Hereinafter, we use the term “modeled cost” to refer to the annualized included costs for the ERS, and these costs are thus the sum of all substations (groundwork, switchgear, circuit breakers), all cables, and all energy losses for the entire ERS. Costs for power boxes, overhanging lines, etc., are still excluded when using the term “modeled cost”. We will also refer to “cable cost”, “energy loss cost”, and “substation cost”; in these cases, the cost is also annualized, and the sum of these three costs equals the “modeled cost”.

3. Data

3.1. Power System Components

There are two main data sources used in the model, power system component costs and road demand.
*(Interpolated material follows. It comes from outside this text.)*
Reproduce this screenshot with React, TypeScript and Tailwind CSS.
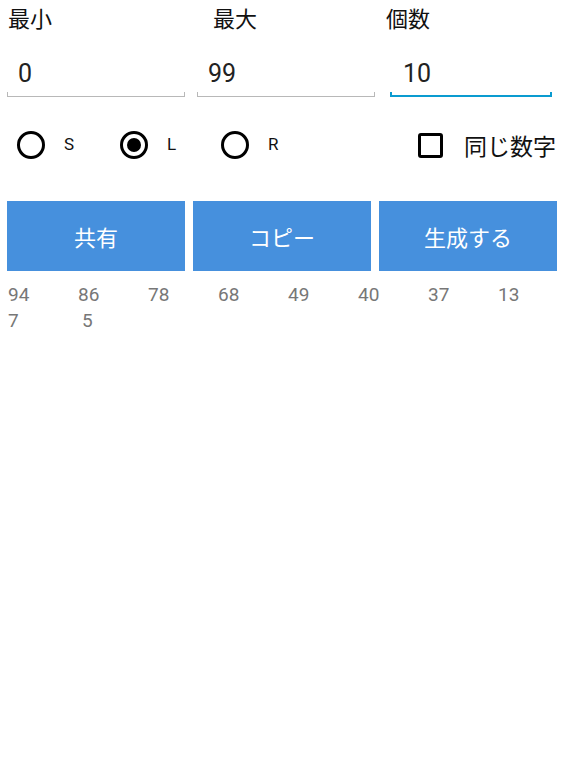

We assume that power connections are placed underground using cables. Component and cable costs are taken from the Swedish Energy Market Inspectorate standard list of costs [34] as described in Section 2.2. We have assumed ABB XLPE insulated aluminum cables [33]. Capacity ratings are taken from ABB technical specifications [33], while impedance values are taken from Nexans product catalogue [35]. Detailed component specifications, including costs, are available in Appendix A. The ABB [33] and Nexans [35] data sources do not always have overlapping cable thickness. In cases were cable parameters (e.g., impedance or cable area) do not overlap, we have relied on linear interpolation between nearest neighbors. In general, we have restricted the use of cables to not be thicker than 630 mm 2 .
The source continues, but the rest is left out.